What needs to be done = Each line from the top of the listing through the one holding "const [qty, setQty] = useState('');" should be restated word for word, with nothing added and no pictures.

Given information =
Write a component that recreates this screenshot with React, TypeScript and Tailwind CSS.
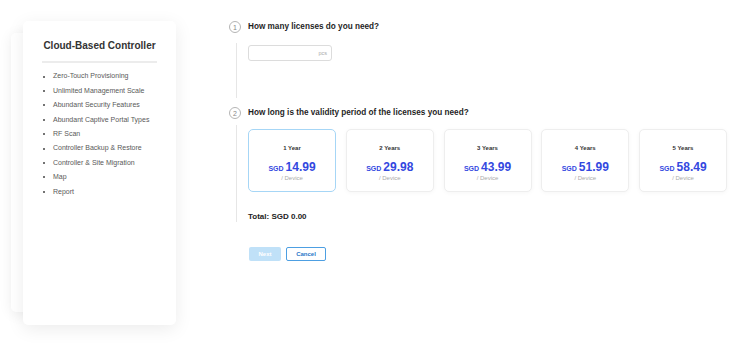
import React, { useState } from 'react';

const features = [
  'Zero-Touch Provisioning',
  'Unlimited Management Scale',
  'Abundant Security Features',
  'Abundant Captive Portal Types',
  'RF Scan',
  'Controller Backup & Restore',
  'Controller & Site Migration',
  'Map',
  'Report',
];

const plans = [
  { label: '1 Year', price: '14.99' },
  { label: '2 Years', price: '29.98' },
  { label: '3 Years', price: '43.99' },
  { label: '4 Years', price: '51.99' },
  { label: '5 Years', price: '58.49' },
];

const StepHeader: React.FC<{ n: number; title: string }> = ({ n, title }) => (
  <div className="flex items-center gap-[7px] h-[12px]">
    <div className="w-[12px] h-[12px] rounded-full border border-[#b5b5b5] flex items-center justify-center text-[7px] leading-none text-[#888]">
      {n}
    </div>
    <h3 className="text-[8.2px] font-bold text-[#1f1f1f] leading-none">{title}</h3>
  </div>
);

export default function App() {
  const [selected, setSelected] = useState(0);
  const [qty, setQty] = useState('');

  return (
    <div className="w-[737px] h-[343px] bg-white flex overflow-hidden font-['Liberation_Sans',Arial,sans-serif]">
      {/* feature card */}
      <div className="relative w-[206px] shrink-0 pt-[21px] pl-[23px]">
        <div className="absolute left-[11px] top-[33px] w-[150px] h-[279px] bg-white rounded-[5px] shadow-[0_2px_14px_rgba(0,0,0,0.07)]" />
        <div className="relative w-[153px] h-[304px] bg-white rounded-[5px] shadow-[0_4px_18px_rgba(0,0,0,0.08)] px-[19px] pt-[19px]">
          <h2 className="text-[10px] font-bold text-[#333] text-center leading-[12px]">Cloud-Based Controller</h2>
          <div className="mt-[9px] h-[1.5px] bg-[#ececec]" />
          <ul className="mt-[7px]">
            {features.map((f) => (
              <li key={f} className="flex items-center h-[14.4px] text-[7px] text-[#595959]">
                <span className="w-[2px] h-[2px] rounded-full bg-[#444] ml-[1px] mr-[8px]" />
                {f}
              </li>
            ))}
          </ul>
        </div>
      </div>

      {/* order form */}
      <div className="pt-[21px] pl-[23px]">
        <StepHeader n={1} title="How many licenses do you need?" />
        <div className="ml-[7px] mt-[10px] h-[55px] border-l border-[#e6e6e6] pl-[11px] pt-[2px]">
          <div className="w-[84px] h-[16px] border border-[#dcdcdc] rounded-[3px] flex items-center pr-[4px]">
            <input
              value={qty}
              onChange={(e) => setQty(e.target.value)}
              className="flex-1 min-w-0 h-full bg-transparent outline-none text-[7px] px-[4px]"
            />
            <span className="text-[5.5px] text-[#aaa]">pcs</span>
          </div>
        </div>

        <div className="mt-[9px]">
          <StepHeader n={2} title="How long is the validity period of the licenses you need?" />
        </div>
        <div className="ml-[7px] mt-[6px] border-l border-[#e6e6e6] pl-[11px] pt-[4px]">
          <div className="flex gap-[9.75px]">
            {plans.map((p, i) => (
              <button
                key={p.label}
                onClick={() => setSelected(i)}
                className={`w-[88px] h-[63px] rounded-[5px] bg-white flex flex-col items-center pt-[14px] ${
                  i === selected
                    ? 'border-[1.5px] border-[#a6d6f6]'
                    : 'border border-[#eeeeee] shadow-[0_1px_4px_rgba(0,0,0,0.04)]'
                }`}
              >
                <span className="text-[6px] font-bold text-[#333] leading-[8px]">{p.label}</span>
                <span className="mt-[8px] flex items-baseline gap-[2px] text-[#3348df] font-bold leading-[14px] h-[14px]">
                  <span className="text-[7px]">SGD</span>
                  <span className="text-[12px]">{p.price}</span>
                </span>
                <span className="text-[6px] text-[#aaa] leading-[8px]">/ Device</span>
              </button>
            ))}
          </div>
          <p className="mt-[20px] text-[8px] font-bold text-[#222] leading-[10px]">Total: SGD 0.00</p>
        </div>

        <div className="ml-[20px] mt-[25px] flex gap-[5px]">
          <button disabled className="w-[32px] h-[14px] rounded-[2px] bg-[#c0e1f8] text-white text-[6px] font-bold">
            Next
          </button>
          <button className="w-[40px] h-[14px] rounded-[2px] border border-[#4d9fe2] bg-white text-[#2a78c8] text-[6px] font-bold">
            Cancel
          </button>
        </div>
      </div>
    </div>
  );
}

Final answer =
Write a component that recreates this screenshot with React, TypeScript and Tailwind CSS.
import React, { useState } from 'react';

const features = [
  'Zero-Touch Provisioning',
  'Unlimited Management Scale',
  'Abundant Security Features',
  'Abundant Captive Portal Types',
  'RF Scan',
  'Controller Backup & Restore',
  'Controller & Site Migration',
  'Map',
  'Report',
];

const plans = [
  { label: '1 Year', price: '14.99' },
  { label: '2 Years', price: '29.98' },
  { label: '3 Years', price: '43.99' },
  { label: '4 Years', price: '51.99' },
  { label: '5 Years', price: '58.49' },
];

const StepHeader: React.FC<{ n: number; title: string }> = ({ n, title }) => (
  <div className="flex items-center gap-[7px] h-[12px]">
    <div className="w-[12px] h-[12px] rounded-full border border-[#b5b5b5] flex items-center justify-center text-[7px] leading-none text-[#888]">
      {n}
    </div>
    <h3 className="text-[8.2px] font-bold text-[#1f1f1f] leading-none">{title}</h3>
  </div>
);

export default function App() {
  const [selected, setSelected] = useState(0);
  const [qty, setQty] = useState('');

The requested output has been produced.